A novel technique for determining the dynamic Bauschinger effect by electromagnetic Hopkinson bar

Abstract

Dynamic mechanical behavior of metallic materials under complicated loading conditions has attracted much attention. However, it is hard to obtain the dynamic Bauschinger effect of metallic materials due to the limitation of loading equipment. In order to investigate the relationship between the Bauschinger effect and strain rate effect of metallic materials, this paper proposes an asynchronous loading technique based on electromagnetic split Hopkinson bar system, which could provide an effective way to study the Bauschinger effect of metallic materials under high strain rate loading.

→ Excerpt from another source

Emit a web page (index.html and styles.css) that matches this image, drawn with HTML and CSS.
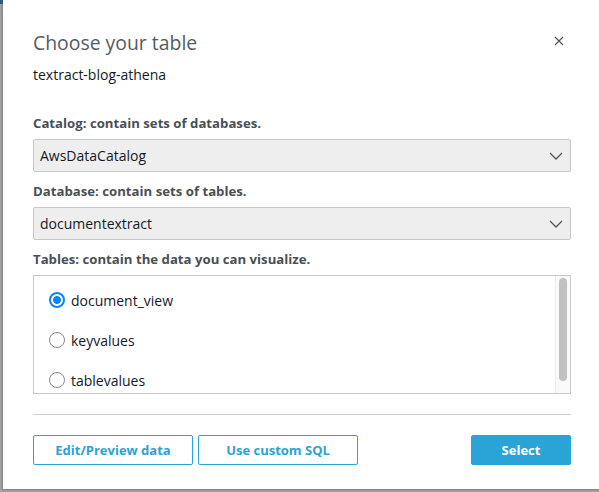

We first introduce the main characteristics of the asynchronous loading device, that is, the specimen can be loaded by one cycle of continuous dynamic tension-compression loading pulse in which the two separate stress waves are created by electromagnetic pulse generators and prove to maintain their consistency. The propagation of stress waves was analyzed to ensure the continuity of the loading process. Then the dynamic loading process and the methods of data processing and stress wave separation are presented. Stress equilibrium was also analyzed in order to demonstrate the reliability of the equipment. Finally, the Bauschinger effect of 6061 aluminum alloy at 5% pre-strain during the process of dynamic compression to dynamic tension loading was studied using this method, and the corresponding quasi-static tests were also conducted for comparison. It was found that the material shows less strain-rate sensitivity under axial compression loading, while its Bauschinger stress parameter increases from 0.07 in quasi-static loading to 0.17 in dynamic loading. The results indicate that the Bauschinger effect of 6061 aluminum alloys depends on the strain rate and can be significantly enhanced under dynamic loading. This conclusion presents a challenge to the traditional conception that aluminum alloys are insensitive to strain rate.